** Begin **

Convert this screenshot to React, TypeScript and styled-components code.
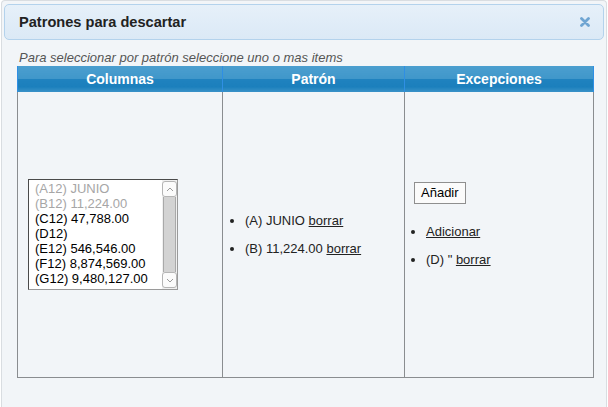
import styled, { createGlobalStyle } from "styled-components";

const GlobalStyle = createGlobalStyle`
  html, body {
    margin: 0;
    padding: 0;
    background: #ffffff;
    overflow: hidden;
  }
  body {
    font-family: "Liberation Sans", Arial, sans-serif;
    font-size: 13px;
    color: #222;
  }
`;

const Dialog = styled.div`
  box-sizing: border-box;
  margin-left: 1px;
  width: 606px;
  height: 407px;
  padding: 3px 2px;
  border: 1px solid #d9dde1;
  border-bottom: none;
  border-radius: 4px 4px 0 0;
  background: #f2f5f8;
`;

const TitleBar = styled.div`
  height: 34px;
  display: flex;
  align-items: center;
  justify-content: space-between;
  padding: 0 13px 0 14px;
  border: 1px solid #b3d2ec;
  border-radius: 5px;
  background: linear-gradient(#e6f0f9, #dbe9f6);
`;

const Title = styled.span`
  font-size: 14.6px;
  font-weight: bold;
  color: #222;
`;

const CloseButton = styled.span`
  display: flex;
  width: 10px;
  height: 10px;
  cursor: pointer;
`;

const Content = styled.div`
  padding: 0 11px 0 13px;
`;

const Hint = styled.p`
  margin: 10px 0 0 2px;
  font-style: italic;
  line-height: 16px;
  color: #555;
`;

const Grid = styled.table`
  width: 573px;
  border-collapse: collapse;
  table-layout: fixed;
`;

const HeadCell = styled.th<{ $w: number }>`
  width: ${(p) => p.$w}px;
  height: 26px;
  padding: 0;
  font-size: 14px;
  font-weight: bold;
  color: #fff;
  border-left: 1px solid #2f8fe4;
  border-right: 1px solid #2f8fe4;
  background: linear-gradient(
    #4b9ecf 0%,
    #4097ca 48%,
    #1f82bf 52%,
    #1b7fbc 80%,
    #3a92c8 100%
  );
`;

const BodyCell = styled.td<{ $pad?: number }>`
  height: 285px;
  padding: 0 ${(p) => p.$pad ?? 10}px;
  vertical-align: middle;
  border: 1px solid #8a8d90;
  border-top: none;
`;

const ListBox = styled.div`
  width: 148px;
  height: 109px;
  display: flex;
  border: 1px solid #4a4a4a;
  border-right-color: #9a9a9a;
  border-bottom-color: #9a9a9a;
  background: #fff;
  box-sizing: content-box;
`;

const Options = styled.div`
  flex: 1;
  padding: 1px 0 0 6px;
  overflow: hidden;
`;

const Option = styled.div<{ $disabled?: boolean }>`
  line-height: 15px;
  white-space: nowrap;
  color: ${(p) => (p.$disabled ? "#a6a6a6" : "#000")};
`;

const ScrollBar = styled.div`
  width: 15px;
  display: flex;
  flex-direction: column;
  padding: 1px 0;
  background: #f0f0f0;
`;

const ScrollArrow = styled.div`
  height: 14px;
  display: flex;
  align-items: center;
  justify-content: center;
  border: 1px solid #b5b5b5;
  border-radius: 3px;
  background: #fbfbfb;
`;

const ScrollThumb = styled.div`
  flex: 1;
  margin: 0 1px;
  border: 1px solid #a9a9a9;
  border-top: none;
  border-bottom: none;
  background: #d3d3d3;
`;

const BulletList = styled.ul`
  margin: 20px 0;
  padding-left: 12px;
  list-style: disc;

  li {
    line-height: 16px;
  }
  li + li {
    margin-top: 12px;
  }
`;

const Link = styled.a`
  color: #222;
  text-decoration: underline;
  cursor: pointer;
`;

const AddButton = styled.button`
  height: 22px;
  padding: 0 6px;
  font-family: "Liberation Sans", Arial, sans-serif;
  font-size: 13px;
  color: #000;
  background: #fbfbfb;
  border: 1px solid #8f8f8f;
  border-radius: 0;
`;

const Arrow = ({ up }: { up?: boolean }) => (
  <svg width="8" height="5" viewBox="0 0 8 5">
    <path
      d={up ? "M1 4 L4 1 L7 4" : "M1 1 L4 4 L7 1"}
      fill="none"
      stroke="#9a9a9a"
      strokeWidth="1"
    />
  </svg>
);

const options = [
  { label: "(A12) JUNIO", disabled: true },
  { label: "(B12) 11,224.00", disabled: true },
  { label: "(C12) 47,788.00" },
  { label: "(D12)" },
  { label: "(E12) 546,546.00" },
  { label: "(F12) 8,874,569.00" },
  { label: "(G12) 9,480,127.00" },
];

const patterns = ["(A) JUNIO", "(B) 11,224.00"];

export default function App() {
  return (
    <>
      <GlobalStyle />
      <Dialog>
        <TitleBar>
          <Title>Patrones para descartar</Title>
          <CloseButton>
            <svg width="10" height="10" viewBox="0 0 10 10">
              <path
                d="M1.5 1.5 L8.5 8.5 M8.5 1.5 L1.5 8.5"
                stroke="#6fa5d2"
                strokeWidth="2.8"
                strokeLinecap="round"
              />
            </svg>
          </CloseButton>
        </TitleBar>
        <Content>
          <Hint>Para seleccionar por patrón seleccione uno o mas items</Hint>
          <Grid>
            <thead>
              <tr>
                <HeadCell $w={204}>Columnas</HeadCell>
                <HeadCell $w={181}>Patrón</HeadCell>
                <HeadCell $w={188}>Excepciones</HeadCell>
              </tr>
            </thead>
            <tbody>
              <tr>
                <BodyCell>
                  <ListBox>
                    <Options>
                      {options.map((o) => (
                        <Option key={o.label} $disabled={o.disabled}>
                          {o.label}
                        </Option>
                      ))}
                    </Options>
                    <ScrollBar>
                      <ScrollArrow>
                        <Arrow up />
                      </ScrollArrow>
                      <ScrollThumb />
                      <ScrollArrow>
                        <Arrow />
                      </ScrollArrow>
                    </ScrollBar>
                  </ListBox>
                </BodyCell>
                <BodyCell>
                  <BulletList>
                    {patterns.map((p) => (
                      <li key={p}>
                        {p} <Link>borrar</Link>
                      </li>
                    ))}
                  </BulletList>
                </BodyCell>
                <BodyCell $pad={9}>
                  <AddButton>Añadir</AddButton>
                  <BulletList>
                    <li>
                      <Link>Adicionar</Link>
                    </li>
                    <li>
                      (D) " <Link>borrar</Link>
                    </li>
                  </BulletList>
                </BodyCell>
              </tr>
            </tbody>
          </Grid>
        </Content>
      </Dialog>
    </>
  );
}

** End **

**Work to complete**
Your task is to reproduce all of the material exactly. The pictures stay out.

**Answer to this problem**
Convert this screenshot to React, TypeScript and styled-components code.
import styled, { createGlobalStyle } from "styled-components";

const GlobalStyle = createGlobalStyle`
  html, body {
    margin: 0;
    padding: 0;
    background: #ffffff;
    overflow: hidden;
  }
  body {
    font-family: "Liberation Sans", Arial, sans-serif;
    font-size: 13px;
    color: #222;
  }
`;

const Dialog = styled.div`
  box-sizing: border-box;
  margin-left: 1px;
  width: 606px;
  height: 407px;
  padding: 3px 2px;
  border: 1px solid #d9dde1;
  border-bottom: none;
  border-radius: 4px 4px 0 0;
  background: #f2f5f8;
`;

const TitleBar = styled.div`
  height: 34px;
  display: flex;
  align-items: center;
  justify-content: space-between;
  padding: 0 13px 0 14px;
  border: 1px solid #b3d2ec;
  border-radius: 5px;
  background: linear-gradient(#e6f0f9, #dbe9f6);
`;

const Title = styled.span`
  font-size: 14.6px;
  font-weight: bold;
  color: #222;
`;

const CloseButton = styled.span`
  display: flex;
  width: 10px;
  height: 10px;
  cursor: pointer;
`;

const Content = styled.div`
  padding: 0 11px 0 13px;
`;

const Hint = styled.p`
  margin: 10px 0 0 2px;
  font-style: italic;
  line-height: 16px;
  color: #555;
`;

const Grid = styled.table`
  width: 573px;
  border-collapse: collapse;
  table-layout: fixed;
`;

const HeadCell = styled.th<{ $w: number }>`
  width: ${(p) => p.$w}px;
  height: 26px;
  padding: 0;
  font-size: 14px;
  font-weight: bold;
  color: #fff;
  border-left: 1px solid #2f8fe4;
  border-right: 1px solid #2f8fe4;
  background: linear-gradient(
    #4b9ecf 0%,
    #4097ca 48%,
    #1f82bf 52%,
    #1b7fbc 80%,
    #3a92c8 100%
  );
`;

const BodyCell = styled.td<{ $pad?: number }>`
  height: 285px;
  padding: 0 ${(p) => p.$pad ?? 10}px;
  vertical-align: middle;
  border: 1px solid #8a8d90;
  border-top: none;
`;

const ListBox = styled.div`
  width: 148px;
  height: 109px;
  display: flex;
  border: 1px solid #4a4a4a;
  border-right-color: #9a9a9a;
  border-bottom-color: #9a9a9a;
  background: #fff;
  box-sizing: content-box;
`;

const Options = styled.div`
  flex: 1;
  padding: 1px 0 0 6px;
  overflow: hidden;
`;

const Option = styled.div<{ $disabled?: boolean }>`
  line-height: 15px;
  white-space: nowrap;
  color: ${(p) => (p.$disabled ? "#a6a6a6" : "#000")};
`;

const ScrollBar = styled.div`
  width: 15px;
  display: flex;
  flex-direction: column;
  padding: 1px 0;
  background: #f0f0f0;
`;

const ScrollArrow = styled.div`
  height: 14px;
  display: flex;
  align-items: center;
  justify-content: center;
  border: 1px solid #b5b5b5;
  border-radius: 3px;
  background: #fbfbfb;
`;

const ScrollThumb = styled.div`
  flex: 1;
  margin: 0 1px;
  border: 1px solid #a9a9a9;
  border-top: none;
  border-bottom: none;
  background: #d3d3d3;
`;

const BulletList = styled.ul`
  margin: 20px 0;
  padding-left: 12px;
  list-style: disc;

  li {
    line-height: 16px;
  }
  li + li {
    margin-top: 12px;
  }
`;

const Link = styled.a`
  color: #222;
  text-decoration: underline;
  cursor: pointer;
`;

const AddButton = styled.button`
  height: 22px;
  padding: 0 6px;
  font-family: "Liberation Sans", Arial, sans-serif;
  font-size: 13px;
  color: #000;
  background: #fbfbfb;
  border: 1px solid #8f8f8f;
  border-radius: 0;
`;

const Arrow = ({ up }: { up?: boolean }) => (
  <svg width="8" height="5" viewBox="0 0 8 5">
    <path
      d={up ? "M1 4 L4 1 L7 4" : "M1 1 L4 4 L7 1"}
      fill="none"
      stroke="#9a9a9a"
      strokeWidth="1"
    />
  </svg>
);

const options = [
  { label: "(A12) JUNIO", disabled: true },
  { label: "(B12) 11,224.00", disabled: true },
  { label: "(C12) 47,788.00" },
  { label: "(D12)" },
  { label: "(E12) 546,546.00" },
  { label: "(F12) 8,874,569.00" },
  { label: "(G12) 9,480,127.00" },
];

const patterns = ["(A) JUNIO", "(B) 11,224.00"];

export default function App() {
  return (
    <>
      <GlobalStyle />
      <Dialog>
        <TitleBar>
          <Title>Patrones para descartar</Title>
          <CloseButton>
            <svg width="10" height="10" viewBox="0 0 10 10">
              <path
                d="M1.5 1.5 L8.5 8.5 M8.5 1.5 L1.5 8.5"
                stroke="#6fa5d2"
                strokeWidth="2.8"
                strokeLinecap="round"
              />
            </svg>
          </CloseButton>
        </TitleBar>
        <Content>
          <Hint>Para seleccionar por patrón seleccione uno o mas items</Hint>
          <Grid>
            <thead>
              <tr>
                <HeadCell $w={204}>Columnas</HeadCell>
                <HeadCell $w={181}>Patrón</HeadCell>
                <HeadCell $w={188}>Excepciones</HeadCell>
              </tr>
            </thead>
            <tbody>
              <tr>
                <BodyCell>
                  <ListBox>
                    <Options>
                      {options.map((o) => (
                        <Option key={o.label} $disabled={o.disabled}>
                          {o.label}
                        </Option>
                      ))}
                    </Options>
                    <ScrollBar>
                      <ScrollArrow>
                        <Arrow up />
                      </ScrollArrow>
                      <ScrollThumb />
                      <ScrollArrow>
                        <Arrow />
                      </ScrollArrow>
                    </ScrollBar>
                  </ListBox>
                </BodyCell>
                <BodyCell>
                  <BulletList>
                    {patterns.map((p) => (
                      <li key={p}>
                        {p} <Link>borrar</Link>
                      </li>
                    ))}
                  </BulletList>
                </BodyCell>
                <BodyCell $pad={9}>
                  <AddButton>Añadir</AddButton>
                  <BulletList>
                    <li>
                      <Link>Adicionar</Link>
                    </li>
                    <li>
                      (D) " <Link>borrar</Link>
                    </li>
                  </BulletList>
                </BodyCell>
              </tr>
            </tbody>
          </Grid>
        </Content>
      </Dialog>
    </>
  );
}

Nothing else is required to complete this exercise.